CPAC: Immigration Warriors Look to State Action

“We are holding a political protest,” said Chris Simcox, head of the Minuteman Civil Defense Corps, of his group’s vigilante gatherings on the U.S.-Mexico border. Minutes before, he had complained to the audience at the Conservative Political Action Conference that the border patrol was not rushing to the scene when he called them from his stakeout. For Simcox, this was evidence of a crisis on the border, a lack of “operation control” that politicians should address “by all means necessary.” On the other hand, it could be that the border patrol agents have day jobs.
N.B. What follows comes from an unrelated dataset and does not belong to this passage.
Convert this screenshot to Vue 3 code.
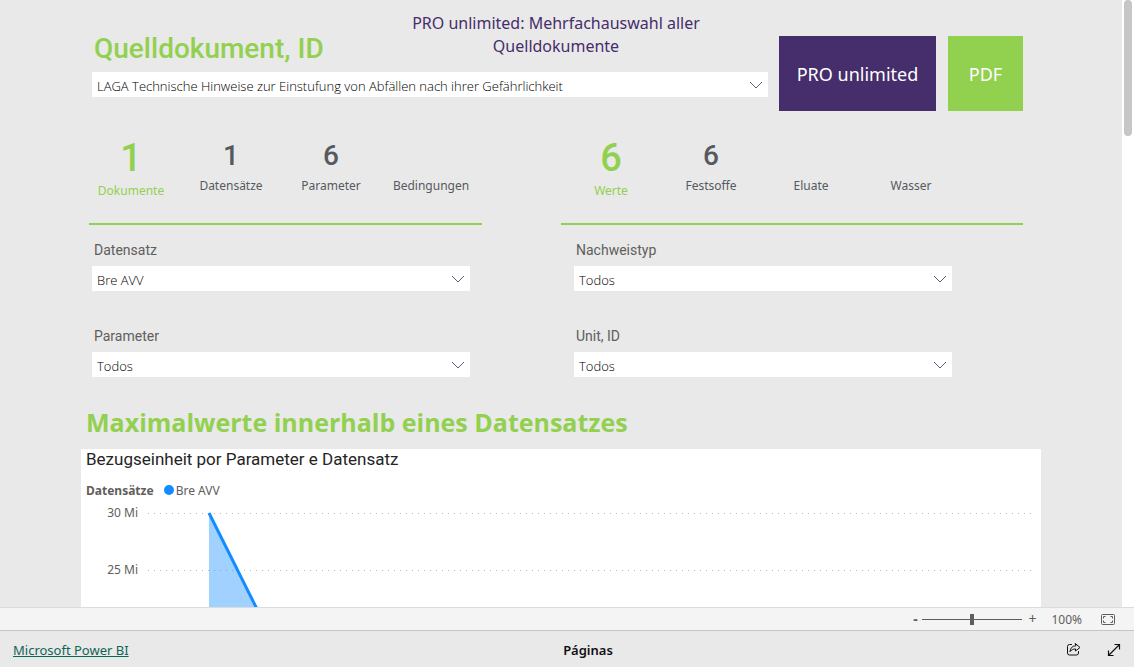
<script setup>
import { ref } from 'vue'

const source = ref('LAGA Technische Hinweise zur Einstufung von Abfällen nach ihrer Gefährlichkeit')
const zoom = ref(50)

const statGroups = [
  [
    { value: '1', label: 'Dokumente', main: true },
    { value: '1', label: 'Datensätze' },
    { value: '6', label: 'Parameter' },
    { value: '', label: 'Bedingungen' },
  ],
  [
    { value: '6', label: 'Werte', main: true },
    { value: '6', label: 'Festsoffe' },
    { value: '', label: 'Eluate' },
    { value: '', label: 'Wasser' },
  ],
]

const filters = ref([
  { id: 'datensatz', label: 'Datensatz', value: 'Bre AVV' },
  { id: 'nachweistyp', label: 'Nachweistyp', value: 'Todos' },
  { id: 'parameter', label: 'Parameter', value: 'Todos' },
  { id: 'unit', label: 'Unit, ID', value: 'Todos' },
])

const ticks = [
  { y: 12, label: '30 Mi' },
  { y: 69, label: '25 Mi' },
]
</script>

<template>
  <div class="app">
    <main class="viewport">
      <div class="scroll-area">
        <div class="report">
          <header class="top">
            <div class="source">
              <div class="source-head">
                <h1><label for="source">Quelldokument, ID</label></h1>
                <p class="note">PRO unlimited: Mehrfachauswahl aller Quelldokumente</p>
              </div>
              <div class="dropdown">
                <select id="source" v-model="source">
                  <option>{{ source }}</option>
                </select>
                <svg class="chevron" viewBox="0 0 14 8" aria-hidden="true"><path d="M1 1l6 6 6-6" /></svg>
              </div>
            </div>
            <button type="button" class="tile pro">PRO unlimited</button>
            <button type="button" class="tile pdf">PDF</button>
          </header>

          <section class="stats">
            <div v-for="(group, g) in statGroups" :key="g" class="stat-group">
              <div class="stat-row">
                <div v-for="s in group" :key="s.label" class="stat" :class="{ main: s.main }">
                  <span class="value">{{ s.value }}</span>
                  <span class="caption">{{ s.label }}</span>
                </div>
              </div>
              <hr class="rule" />
            </div>
          </section>

          <section class="filters">
            <div v-for="f in filters" :key="f.id" class="filter">
              <label :for="f.id">{{ f.label }}</label>
              <div class="dropdown">
                <select :id="f.id" v-model="f.value">
                  <option>{{ f.value }}</option>
                </select>
                <svg class="chevron" viewBox="0 0 14 8" aria-hidden="true"><path d="M1 1l6 6 6-6" /></svg>
              </div>
            </div>
          </section>

          <h2>Maximalwerte innerhalb eines Datensatzes</h2>

          <section class="card">
            <h3>Bezugseinheit por Parameter e Datensatz</h3>
            <div class="legend">
              <strong>Datensätze</strong>
              <span class="dot"></span>
              <span class="series">Bre AVV</span>
            </div>
            <svg class="chart" aria-label="Bezugseinheit">
              <g v-for="t in ticks" :key="t.label">
                <line class="grid" x1="67" :y1="t.y + 0.5" x2="952" :y2="t.y + 0.5" />
                <text x="57" :y="t.y + 4" text-anchor="end">{{ t.label }}</text>
              </g>
              <path class="area" d="M128 12L201 158H128Z" />
              <path class="line" d="M128 12L201 158" />
            </svg>
          </section>
        </div>
      </div>
      <div class="scrollbar"><div class="thumb"></div></div>
    </main>

    <div class="zoombar">
      <button type="button" class="step minus" aria-label="Reduzir">-</button>
      <input v-model="zoom" type="range" min="0" max="100" aria-label="Zoom" />
      <button type="button" class="step plus" aria-label="Ampliar">+</button>
      <span class="percent">100%</span>
      <button type="button" class="icon" aria-label="Ajustar">
        <svg width="14" height="11" viewBox="0 0 14 11" fill="none" stroke="#605e5c">
          <rect x="0.5" y="0.5" width="13" height="10" rx="1" />
          <path d="M2.5 4.500v-2h2M9.500 2.500h2v2M11.500 6.500v2h-2M4.500 8.500h-2v-2" />
        </svg>
      </button>
    </div>

    <footer class="footer">
      <a href="#">Microsoft Power BI</a>
      <span class="pages">Páginas</span>
      <div class="actions">
        <button type="button" class="icon" aria-label="Compartilhar">
          <svg width="14" height="13" viewBox="0 0 14 13" fill="none" stroke="#111" stroke-linejoin="round" stroke-linecap="round">
            <path d="M4.500 1.500h-2a2 2 0 0 0-2 2v6.500a2 2 0 0 0 2 2h7a2 2 0 0 0 2-2v-1.500" />
            <path d="M8.500 0.700L13 4.500 8.500 8V6C6 6 4.500 6.700 3 8.700 3.300 5 5.200 3 8.500 2.800Z" />
          </svg>
        </button>
        <button type="button" class="icon" aria-label="Tela inteira">
          <svg width="14" height="14" viewBox="0 0 14 14" fill="none" stroke="#111" stroke-width="1.200">
            <path d="M1.500 12.500l11-11M7.500 1.500h5v5M1.500 7.500v5h5" />
          </svg>
        </button>
      </div>
    </footer>
  </div>
</template>

<style>
body {
  margin: 0;
}
</style>

<style scoped>
.app {
  display: flex;
  flex-direction: column;
  height: 100vh;
  font-family: "Noto Sans", "Open Sans", sans-serif;
  font-size: 12px;
  color: #252423;
  background: #e9e9e9;
}
.app * {
  box-sizing: border-box;
}
button,
select {
  font: inherit;
  border: 0;
  border-radius: 0;
  padding: 0;
  margin: 0;
}
.viewport {
  flex: 1;
  min-height: 0;
  display: flex;
}
.scroll-area {
  flex: 1;
  min-width: 0;
  overflow: hidden;
  display: flex;
  justify-content: center;
}
.scrollbar {
  flex: 0 0 12px;
  background: #fff;
  padding: 0 2px;
}
.thumb {
  height: 136px;
  border-radius: 4px;
  background: #c6c6c6;
}
.report {
  flex: 1;
  max-width: 960px;
  display: flex;
  flex-direction: column;
}

.top {
  display: flex;
  align-items: flex-start;
  padding: 0 18px 0 11px;
}
.source {
  flex: 1;
  margin-right: 11px;
}
.source-head {
  display: flex;
  height: 72px;
}
h1 {
  flex: 1;
  margin: 0;
  padding: 31px 0 0 2px;
  font: 500 28px/36px Roboto, sans-serif;
  color: #92d050;
  white-space: nowrap;
}
.note {
  flex: 0 0 310px;
  margin: 12px 57px 0 0;
  font-size: 16px;
  line-height: 23px;
  text-align: center;
  color: #462d6b;
}
.dropdown {
  position: relative;
}
.dropdown select {
  display: block;
  width: 100%;
  height: 25px;
  padding: 3px 30px 0 5px;
  appearance: none;
  background: #fff;
  color: #000;
  font-family: "Open Sans", sans-serif;
  font-weight: 300;
  font-size: 13px;
}
.chevron {
  position: absolute;
  right: 5px;
  top: 9px;
  width: 14px;
  height: 8px;
  fill: none;
  stroke: #5c5f78;
  pointer-events: none;
}
.tile {
  margin-top: 36px;
  height: 75px;
  color: #fff;
  font-size: 18px;
}
.pro {
  width: 157px;
  background: #462d6b;
}
.pdf {
  width: 75px;
  margin-left: 12px;
  background: #92d050;
}

.stats {
  display: grid;
  grid-template-columns: 401fr 462fr;
  column-gap: 79px;
  margin: 12px 18px 0 0;
}
.stat-row {
  display: flex;
  height: 86px;
}
.stat {
  flex: 0 0 100px;
  display: flex;
  flex-direction: column;
  align-items: center;
  padding-top: 15px;
  color: #555960;
}
.value {
  height: 35px;
  font: 500 28px/35px Roboto, sans-serif;
}
.caption {
  margin-top: 4px;
  line-height: 18px;
  font-size: 12px;
}
.main {
  color: #92d050;
}
.main .value {
  height: 40px;
  font-size: 38px;
  line-height: 41px;
}
.rule {
  height: 2px;
  margin: 14px 0 0;
  border: 0;
  background: #92d050;
}
.stat-group:first-child .rule {
  margin-left: 8px;
}

.filters {
  display: grid;
  grid-template-columns: 378fr 378fr;
  column-gap: 104px;
  row-gap: 35px;
  margin: 15px 89px 0 11px;
}
.filter label {
  display: block;
  height: 26px;
  padding-left: 2px;
  font: 14px/20px Roboto, sans-serif;
  color: #605e5c;
}

h2 {
  margin: 27px 0 0 5px;
  font-family: "Open Sans", sans-serif;
  font-size: 25px;
  line-height: 36px;
  font-weight: 700;
  color: #92d050;
}
.card {
  margin-top: 9px;
  background: #fff;
}
h3 {
  margin: 0;
  padding-left: 5px;
  font: 400 17px/21px Roboto, sans-serif;
}
.legend {
  display: flex;
  align-items: center;
  height: 20px;
  margin: 10px 0 1px;
  padding-left: 5px;
  color: #605e5c;
}
.dot {
  width: 10px;
  height: 10px;
  margin: 0 2px 0 10px;
  border-radius: 50%;
  background: #118dff;
}
.chart {
  display: block;
  width: 100%;
  height: 160px;
}
.chart text {
  font-size: 12px;
  fill: #605e5c;
}
.grid {
  stroke: #b8b8b8;
  stroke-dasharray: 1 5;
}
.area {
  fill: #118dff;
  fill-opacity: 0.4;
}
.line {
  fill: none;
  stroke: #118dff;
  stroke-width: 3;
}

.zoombar {
  display: flex;
  align-items: center;
  justify-content: flex-end;
  height: 23px;
  padding-right: 19px;
  border-top: 1px solid #dcdcdc;
  background: #f4f4f4;
  color: #605e5c;
}
.step {
  width: 14px;
  background: none;
  color: #605e5c;
  font-size: 14px;
  line-height: 20px;
}
.minus {
  font-weight: 700;
}
.plus {
  width: 20px;
}
.zoombar input {
  appearance: none;
  width: 100px;
  height: 12px;
  margin: 0;
  background: linear-gradient(#605e5c, #605e5c) center / 100% 1px no-repeat;
}
.zoombar input::-webkit-slider-thumb {
  appearance: none;
  width: 4px;
  height: 11px;
  background: #605e5c;
}
.percent {
  margin: 0 19px 0 9px;
}
.icon {
  display: flex;
  background: none;
}

.footer {
  display: grid;
  grid-template-columns: 1fr auto 1fr;
  align-items: center;
  height: 37px;
  padding: 1px 13px 0;
  border-top: 1px solid #c6c6c6;
  background: #e9e9e9;
  font-size: 13px;
}
.footer a {
  justify-self: start;
  color: #0e6657;
}
.pages {
  margin-left: 42px;
  font-weight: 600;
  color: #111;
}
.actions {
  display: flex;
  align-items: center;
  justify-content: flex-end;
  gap: 26px;
}
</style>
Simcox was the star of an immigration panel at CPAC on Saturday, where he called on activists to “take this battle to city councils, state legislatures,” and Congress, and to sidestep what he called the “lamestream media.” He announced that “We the people in Arizona” are circumventing Congress by introducing two more ballot measures this month: one to “abolish all sanctuary laws” and train every law enforcement officer to enforce federal immigration laws, and a second to require employers to prove their employees are not violating immigration laws. Simcox also criticized the immigration positions of the many GOP presidential candidates to speak at the conference, with the exceptions of Duncan Hunter and Tom Tancredo: “I’ve met many wonderful conservatives [at CPAC]. Unfortunately, none of them are running for president.”

Simcox was joined by Georgia state Sen. Nancy Schaefer, sponsor of what she called the “strongest piece of illegal immigration legislation in the nation.” Her reasons for such concern about immigration ranged from supposedly “spiraling costs” and “overcrowding” of public schools to “sex predators” to the mythical threat of a “North American Union” being secretly formed by the Bush administration to unite the U.S., Canada, and Mexico as one sovereign entity. She has already introduced a resolution in Georgia on that matter.

Like the other panelists, Rep. Steve King (R-Iowa) encouraged the audience to look for ways that states could take over federal immigration policymaking, although he did not mention his own current effort: King is suing his home state for offering voter information in multiple languages. Instead, King took to task “powerful business interests” he said were behind the “flood” of immigrants, as well as liberals, who he said support immigration because immigrants “will assimilate into the left-wing liberal enclave” of majority-Hispanic congressional districts. These forces conspire, according to King, to produce the “massive price we are paying in the streets of America.” King, at some length, cited his own fictional statistics about “criminal aliens” involved in rape and murder. In order to account for his wildly inflated numbers, King explained that young men will bring most of “society’s pathologies” from their home countries, which have higher murder rates than the U.S.

But King did see hope in the recent immigration raids at Swift meat-processing facilities: “They were Caucasian-Americans lined up for those jobs.”